Here is the official bio from Mr. Appleton's website:
"Scott Appleton grew up in the northeast corner of Connecticut.
Homeschooled right through high school, he developed a love for reading and writing from his mother and a love for science from his father. In high school he became involved with an astronomy group out of North Scituate, Rhode Island. His first published piece was an article for their newsletter. Upon graduating from high school at seventeen he traveled to Thailand as a student missionary and stayed for three months, journeying into the Kingdom of Cambodia and through the People's Republic of Laos. Upon his return to the United States he studied Math and English at a community college and later obtained a certificate in Creative Editing through an online course.
Over the course of several years he created the Sword of the Dragon series and published multiple news articles, as well as works of poetry, and short fiction. Currently he works as a freelance reporter, editor, and fiction writer. Also, he is engaged to the most beautiful girl on the planet who shares his hopes and dreams and his love for the Lord."
I had the good fortune of bumping into Scott Appleton at a book signing. I was so pleased to get the chance to talk with him and purchase a signed copy of The Sword of the Dragon. Mr. Appleton is an up and coming fantasy writer to watch.

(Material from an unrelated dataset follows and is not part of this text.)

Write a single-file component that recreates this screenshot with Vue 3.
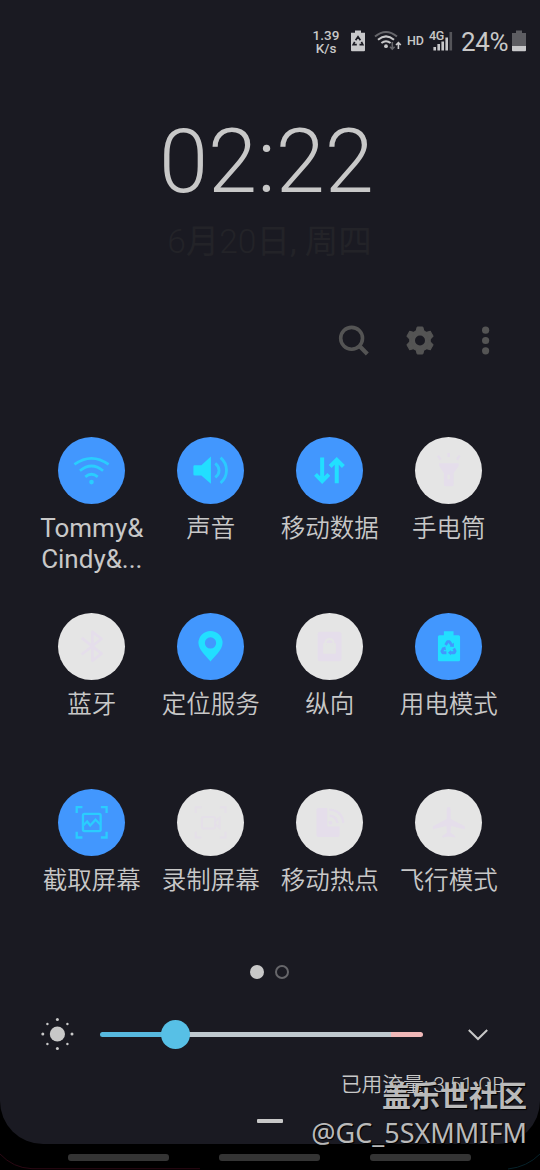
<script setup>
const tiles = [
  { id: 'wifi', label: ['Tommy&', 'Cindy&...'], on: true },
  { id: 'sound', label: ['声音'], on: true },
  { id: 'data', label: ['移动数据'], on: true },
  { id: 'torch', label: ['手电筒'], on: false },
  { id: 'bluetooth', label: ['蓝牙'], on: false },
  { id: 'location', label: ['定位服务'], on: true },
  { id: 'portrait', label: ['纵向'], on: false },
  { id: 'power', label: ['用电模式'], on: true },
  { id: 'capture', label: ['截取屏幕'], on: true },
  { id: 'record', label: ['录制屏幕'], on: false },
  { id: 'hotspot', label: ['移动热点'], on: false },
  { id: 'plane', label: ['飞行模式'], on: false }
]
</script>

<template>
  <div class="screen">
    <main class="panel">
      <header class="status">
        <div class="speed"><span>1.39</span><span>K/s</span></div>
        <svg class="s-batt" width="14" height="22" viewBox="0 0 14 22">
          <path d="M4 0.5h6v2.3h4v17.5q0 1-1 1H1q-1 0-1-1V2.8h4z" fill="#c8c8ca" />
          <g fill="none" stroke="#1a1a22" stroke-width="1.7">
            <path d="M4.6 10.2L7 6.8l2.4 3.4M10.4 11.8l1.4 2.8H8.5M5.8 14.6H2.2l1.5-2.8" />
          </g>
        </svg>
        <svg class="s-wifi" width="28" height="22" viewBox="0 0 28 22">
          <g fill="none" stroke-width="2">
            <path d="M1 6.5Q12 -2.5 23 6.5" stroke="#66666b" />
            <path d="M4 9.7Q12 3 20 9.7M7.4 13Q12 9.5 16.6 13" stroke="#c8c8ca" />
          </g>
          <circle cx="12" cy="16.2" r="1.9" fill="#c8c8ca" />
          <path d="M18.3 12v7M16 16.8l2.3 2.4 2.3-2.4" fill="none" stroke="#66666b" stroke-width="1.6" />
          <path d="M24.4 19v-6M22 15l2.4-2.4 2.4 2.4" fill="none" stroke="#c8c8ca" stroke-width="1.6" />
        </svg>
        <span class="hd">HD</span>
        <div class="signal">
          <span>4G</span>
          <svg width="20" height="19" viewBox="0 0 20 19">
            <path d="M1.7 15v3.5M5.7 12v6.5M9.7 9.5v9M13.7 5.5v13" stroke="#c8c8ca" stroke-width="2.6" />
            <path d="M17.8 0v18.5" stroke="#55555a" stroke-width="2.6" />
          </svg>
        </div>
        <span class="percent">24%</span>
        <svg class="s-level" width="14" height="22" viewBox="0 0 14 22">
          <path d="M4 0.5h6v2.5h4v13H0V3h4z" fill="#5d5d62" />
          <path d="M0 16h14v4.3q0 1-1 1H1q-1 0-1-1z" fill="#c8c8ca" />
        </svg>
      </header>

      <div class="clock">02:22</div>
      <div class="date">6<b>月</b>20<b>日</b><b>, 周四</b></div>

      <nav class="actions">
        <svg width="34" height="34" viewBox="0 0 34 34" fill="none" stroke="#545454" stroke-width="3.6">
          <circle cx="14.6" cy="15.3" r="10.9" /><path d="M22 22.6l8.3 8.3" stroke-width="4.2" />
        </svg>
        <svg width="34" height="34" viewBox="0 0 34 34">
          <g fill="#545454">
            <circle cx="17" cy="17.5" r="10.8" />
            <path v-for="a in 6" :key="a" d="M12.8 9L14.2 4h5.6l1.4 5z" :transform="`rotate(${a * 60} 17 17.5)`" stroke="#545454" stroke-width="1" stroke-linejoin="round" />
          </g>
          <circle cx="17" cy="17.5" r="5" fill="#1a1a22" />
        </svg>
        <svg width="34" height="34" viewBox="0 0 34 34" fill="#545454">
          <circle cx="16.6" cy="7.2" r="3.6" /><circle cx="16.6" cy="17.5" r="3.6" /><circle cx="16.6" cy="27.8" r="3.6" />
        </svg>
      </nav>

      <section class="tiles">
        <div v-for="t in tiles" :key="t.id" class="tile" :class="{ on: t.on }">
          <div class="disc">
            <svg viewBox="0 0 66.6 66.6" width="67" height="67">
              <g v-if="t.id === 'wifi'" class="line" stroke-width="2.7" opacity=".75">
                <path d="M16.3 27.3Q33.3 15 50.3 27.3M21.8 33.6Q33.3 24 44.8 33.6M27.1 39.6Q33.3 34.4 39.5 39.6" />
                <circle class="fill" cx="33.3" cy="44.8" r="2.3" stroke="none" />
              </g>
              <g v-else-if="t.id === 'sound'">
                <path class="fill" d="M17.5 28h6.7l9.5-8.5v27L24.2 38.2h-6.7q-1.2 0-1.2-1.2v-7.8q0-1.2 1.2-1.2z" />
                <path class="line" stroke-width="2.8" opacity=".7" d="M38 26.2Q41.8 29.2 41.8 33.2T38 40.2M43.3 20.5Q49.2 25.6 49.2 33.1T43.3 45.7" />
              </g>
              <g v-else-if="t.id === 'data'" class="line" stroke-width="4">
                <path d="M26 20.5v23M19.4 37.2l6.6 6.6 6.6-6.6M40.5 46V23M33.9 29.3l6.6-6.6 6.6 6.6" />
              </g>
              <g v-else-if="t.id === 'torch'" class="fill">
                <path fill-rule="evenodd" d="M24 26h19.4v2.8L38.4 36v11.5q0 1.5-1.5 1.5h-6.6q-1.5 0-1.5-1.5V36L24 28.8zM32.3 37.5v4.5h2.4v-4.5z" />
                <path class="line" stroke-width="2.4" d="M33.4 15.8v4.2M22.8 18.5l2.6 4M44.4 18.5l-2.6 4" />
              </g>
              <path v-else-if="t.id === 'bluetooth'" class="line" stroke-width="2.7" stroke-linejoin="round" d="M23.5 24.7L43.3 40.4 34.2 47.5V18.7L43.3 25.6 23.5 41.2" />
              <path v-else-if="t.id === 'location'" class="fill" fill-rule="evenodd" d="M33.3 48.2C30 44 21.3 36.5 21.3 29.8A12 12 0 0 1 45.3 29.8C45.3 36.5 36.6 44 33.3 48.2zM33.3 24.2a5.6 5.6 0 1 0 0 11.2a5.6 5.6 0 0 0 0-11.2z" />
              <g v-else-if="t.id === 'portrait'">
                <rect class="fill" x="21.5" y="18.7" width="23.7" height="29.2" rx="2.5" />
                <rect class="bg" x="26.9" y="29.7" width="12.8" height="10.7" rx="1" />
                <path class="bgline" d="M29.3 31v-1.2a4 4 0 0 1 8 0V31" stroke-width="2.2" />
              </g>
              <g v-else-if="t.id === 'power'">
                <path class="fill" d="M28.7 18.2h9.6V22h5q1.5 0 1.5 1.5v23q0 1.5-1.5 1.5h-19q-1.5 0-1.5-1.5v-23q0-1.5 1.5-1.5h4.4z" />
                <g class="bgline" stroke-width="2.8" stroke-linejoin="round">
                  <path d="M30.4 31.7L32.3 28.6h2l2.4 3.6M38.5 35.3l1.4 2.6-.9 1.6h-4.2M31.2 39.5h-3.6l-.9-1.6 2-3.2" />
                </g>
                <path class="bg" d="M34.4 33.2l4.2.6.1-4.2zM35.6 36.9v5.2L32.8 39.5zM26.2 35l3.9-1.7.8 4z" />
              </g>
              <g v-else-if="t.id === 'capture'" class="line" stroke-width="2.3" opacity=".75">
                <path d="M18.6 23.8V18.1h5.7M42.6 18.1h5.7v5.7M48.3 42.5v5.7h-5.7M24.3 48.2h-5.7v-5.7" />
                <rect x="24.8" y="24.8" width="17.6" height="17" rx="1.5" />
                <path d="M25 36.3l4-4 3 4 5.3-5.8 5 5" />
              </g>
              <g v-else-if="t.id === 'record'" class="line" stroke-width="2" opacity=".7">
                <path d="M18.6 23.8V18.1h5.7M42.6 18.1h5.7v5.7M48.3 42.5v5.7h-5.7M24.3 48.2h-5.7v-5.7" />
                <rect x="24.8" y="27.8" width="13" height="11.4" rx="1.5" />
                <path d="M37.8 32l4.6-3.4v9.8L37.8 35" />
              </g>
              <g v-else-if="t.id === 'hotspot'">
                <path class="fill" d="M22.3 19h8.7v18.2h12.3v8.5q0 2-2 2h-19q-2 0-2-2V21q0-2 2-2z" />
                <circle class="fill" cx="34.2" cy="33.6" r="2" />
                <path class="line" stroke-width="2.4" d="M33.4 26.6q7 .5 7.8 7.3M33.2 20.5q12.5.8 13.8 13.2" />
              </g>
              <path v-else class="fill" d="M33.5 18q2 0 2 3.3v8.5l14 7.2v3L35.8 36.8l-.5 6.6 4.6 3.4v1.4l-6.4-1-6.4 1v-1.4l4.6-3.4-.5-6.6L17.7 40v-3l13.8-7.2v-8.5q0-3.3 2-3.3z" />
            </svg>
          </div>
          <div class="label" :class="{ latin: t.id === 'wifi' }"><span v-for="l in t.label" :key="l">{{ l }}</span></div>
        </div>
      </section>

      <div class="pages"><i class="current"></i><i></i></div>

      <div class="brightness">
        <svg width="34" height="34" viewBox="0 0 34 34" fill="#c8c8c8">
          <circle cx="17.4" cy="17" r="7.6" />
          <g v-for="a in 4" :key="a" :transform="`rotate(${a * 90} 17.4 17)`">
            <circle cx="17.4" cy="2.4" r="1.5" /><circle cx="27.4" cy="7" r="1.2" />
          </g>
        </svg>
        <div class="track"><span class="used"></span><span class="rest"></span><span class="high"></span><b></b></div>
        <svg class="chev" width="22" height="14" viewBox="0 0 22 14" fill="none" stroke="#c8c8c8" stroke-width="2">
          <path d="M1.8 3l9.2 9 9.2-9" />
        </svg>
      </div>

      <div class="usage">已用流量: 3.51 GB</div>
      <div class="handle"></div>
    </main>

    <footer class="navbar"><i></i><i></i><i></i></footer>

    <svg class="edges" width="540" height="20" viewBox="0 0 540 20" fill="none">
      <path d="M0 4Q13 18 32 18.7H200" stroke="#2a0813" />
      <path d="M540 4Q527 17 508 19" stroke="#06222a" />
    </svg>

    <div class="watermark">
      <strong>盖乐世社区</strong>
      <span>@GC_5SXMMIFM</span>
    </div>
  </div>
</template>

<style>
body { background: #000; }
</style>

<style scoped>
.screen { position: relative; width: 540px; height: 1170px; overflow: hidden; background: #000; color: #c8c8c8; font-family: Roboto, "Noto Sans CJK SC", sans-serif; }
.panel { display: flex; flex-direction: column; height: 1144px; background: #1a1a22; border-radius: 0 0 43px 43px; overflow: hidden; }
.status { display: flex; align-items: center; height: 82px; flex: none; padding-left: 312px; box-sizing: border-box; white-space: nowrap; }
.speed { display: flex; flex-direction: column; width: 28px; margin-right: 11px; padding-top: 1px; font-size: 13.5px; line-height: 12.5px; font-weight: 500; text-align: center; flex: none; }
.status svg { flex: none; }
.s-wifi { margin-left: 9px; }
.hd { font-size: 12.5px; font-weight: 500; margin-left: 5px; width: 20px; line-height: 12px; }
.signal { position: relative; width: 24px; height: 22px; margin-left: 2px; }
.signal span { position: absolute; left: 0; top: 0; font-size: 12.5px; line-height: 12px; font-weight: 500; z-index: 1; letter-spacing: -.3px; }
.signal svg { position: absolute; right: 0; top: 2px; }
.percent { font-size: 26px; width: 50px; margin-left: 8px; padding-top: 2px; letter-spacing: -.4px; line-height: 30px; }
.s-level { margin-left: 1px; }
.clock { height: 106px; margin-top: 27px; flex: none; line-height: 106px; font-size: 88.5px; font-weight: 300; text-align: center; padding-right: 7px; }
.date { height: 48px; flex: none; line-height: 48px; margin-top: 3px; text-align: center; font-size: 33.5px; font-weight: 300; color: #232328; white-space: nowrap; padding-right: 1px; }
.date b { font-weight: 400; }
.actions { display: flex; justify-content: flex-end; gap: 32px; margin-top: 57px; height: 34px; padding-right: 37px; flex: none; }
.tiles { display: grid; grid-template-columns: repeat(4, 119px); grid-auto-rows: 176px; margin: 79.5px 0 0 32.3px; flex: none; }
.tile { display: flex; flex-direction: column; align-items: center; --disc: #e5e5e5; --ink: #e5deeb; }
.tile.on { --disc: #4297fe; --ink: #22dfff; }
.disc { width: 67px; height: 67px; border-radius: 50%; background: var(--disc); }
.disc svg { display: block; }
.fill { fill: var(--ink); }
.line { fill: none; stroke: var(--ink); }
.bg { fill: var(--disc); }
.bgline { fill: none; stroke: var(--disc); }
.label { display: flex; flex-direction: column; align-items: center; margin-top: 9px; font-size: 24.5px; line-height: 31px; font-weight: 350; white-space: nowrap; }
.label.latin { font-size: 26px; font-weight: 400; }
.pages { display: flex; gap: 11px; justify-content: center; height: 14px; padding-right: 1px; margin-top: .5px; flex: none; }
.pages i { width: 14px; height: 14px; box-sizing: border-box; border: 2.5px solid #66666a; border-radius: 50%; }
.pages .current { background: #c8c8c8; border: 0; }
.brightness { display: flex; align-items: center; height: 34px; flex: none; margin: 38px 0 0 40px; }
.track { position: relative; display: flex; width: 323px; height: 5px; margin-left: 26px; border-radius: 3px; }
.track .used { width: 76px; background: #57b9df; border-radius: 3px 0 0 3px; }
.track .rest { flex: 1; background: #bfc8ce; }
.track .high { width: 32px; background: #f0b8b8; border-radius: 0 3px 3px 0; }
.track b { position: absolute; left: 61px; top: -12px; width: 29px; height: 29px; border-radius: 50%; background: #57c0e6; }
.chev { margin-left: 44px; }
.usage { height: 28px; line-height: 28px; margin-top: 20px; padding-right: 35px; text-align: right; font-size: 20.8px; font-weight: 350; flex: none; }
.handle { width: 26px; height: 4px; flex: none; margin: 20px auto 0; background: #c8c8c8; border-radius: 1px; }
.navbar { display: flex; gap: 50px; justify-content: center; height: 26px; padding: 10px 2px 0 0; box-sizing: border-box; }
.navbar i { width: 101px; height: 7px; border-radius: 3px; background: #343434; }
.edges { position: absolute; left: 0; bottom: 0; }
.watermark { position: absolute; right: 13px; top: 1075px; display: flex; flex-direction: column; align-items: flex-end; color: #bababa; text-shadow: 1px 1px 1px #000; white-space: nowrap; }
.watermark strong { font: 700 29px/38px "Noto Sans CJK SC", sans-serif; }
.watermark span { font: 400 27px/40px "Noto Sans", sans-serif; }
</style>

And now Scott Appleton faces the 7 Questions:
Question Seven: What are your top three favorite books?
Favorites questions are difficult for me. I was homeschooled through high school and my parents fed my love of reading. At one point I averaged at least twenty books read per month. I'm a big fan of old English-type works. Homer's The Iliad, Bunyan's The Pilgrim's Progress, and the King James Version of The Bible printed 1611. I collect old books, particularly of historical significance. I like to use historical references as my inspiration in my novels. For example, the end of one of the traitors in Swords of the Six was inspired by the biblical account of the death of Israel's king Saul.
Question Six: How much time do you spend each week writing? Reading?
When I'm not engaged with book signings and/or speaking engagments I aim for 2,000-words per day. At this time I do not have a lot of reading time. I've found that by reading too many books in my genre I have greater difficulty getting back in the groove with my writing.
Question Five: What was the path that led you to publication?
While submitting to and receiving numerous rejections from magazines and publishing houses, I honed my craft and read books on writing and publishing. One of the most helpful books I found was Dave King and Renni Brown's *Self-editing for the Fiction Writer*. Eventually my first short stories were accepted for publication and from there things snowballed.
Question Four: Do you believe writers are born, taught or both? Which was true for you?
Writers are raised or mentored, in my opinion. Without an encouraging, supportive group of family and friends I would not be where I'm at today. I strongly believe that what you feed your mind is going to directly influence the fruit of your life; I read lots and fed my creative.
Question Three: What is your favorite thing about writing? What is your least favorite thing?
I love to write. The creative process, mulling over the story and seeking ways to strengthen it, writing the story that matters to me, it is my passion. I'd have to say my least favorite thing would be the editing process.
Question Two: What one bit of wisdom would you impart to an aspiring writer? (feel free to include as many other bits of wisdom as you like)
Take critisism gracefully and learn from it; be teachable. Too many aspiring authors have come to me and taken offense when I gave them an honest critique of their work. Also, educate yourself about the writing and publishing process. Read, read, read and then study all aspects of the publication process. The road to publication is a difficult one; grow with it. And, most importantly, write for the love of it.
Question One: If you could have lunch with any writer, living or dead, who would it be? Why?
This is a hard one. I'd have to say Albert Marrin. He wrote a series of biographies on the America Civil War. His books were accurate and he paid amazing attention to detail. My first choice would have been Bryan Davis author of Dragons In Our Midst, but your question seems to be a wish, and I already have had that privilidge. He is a superb writer and has an amazing grasp of telling a story that conveys spiritual truths.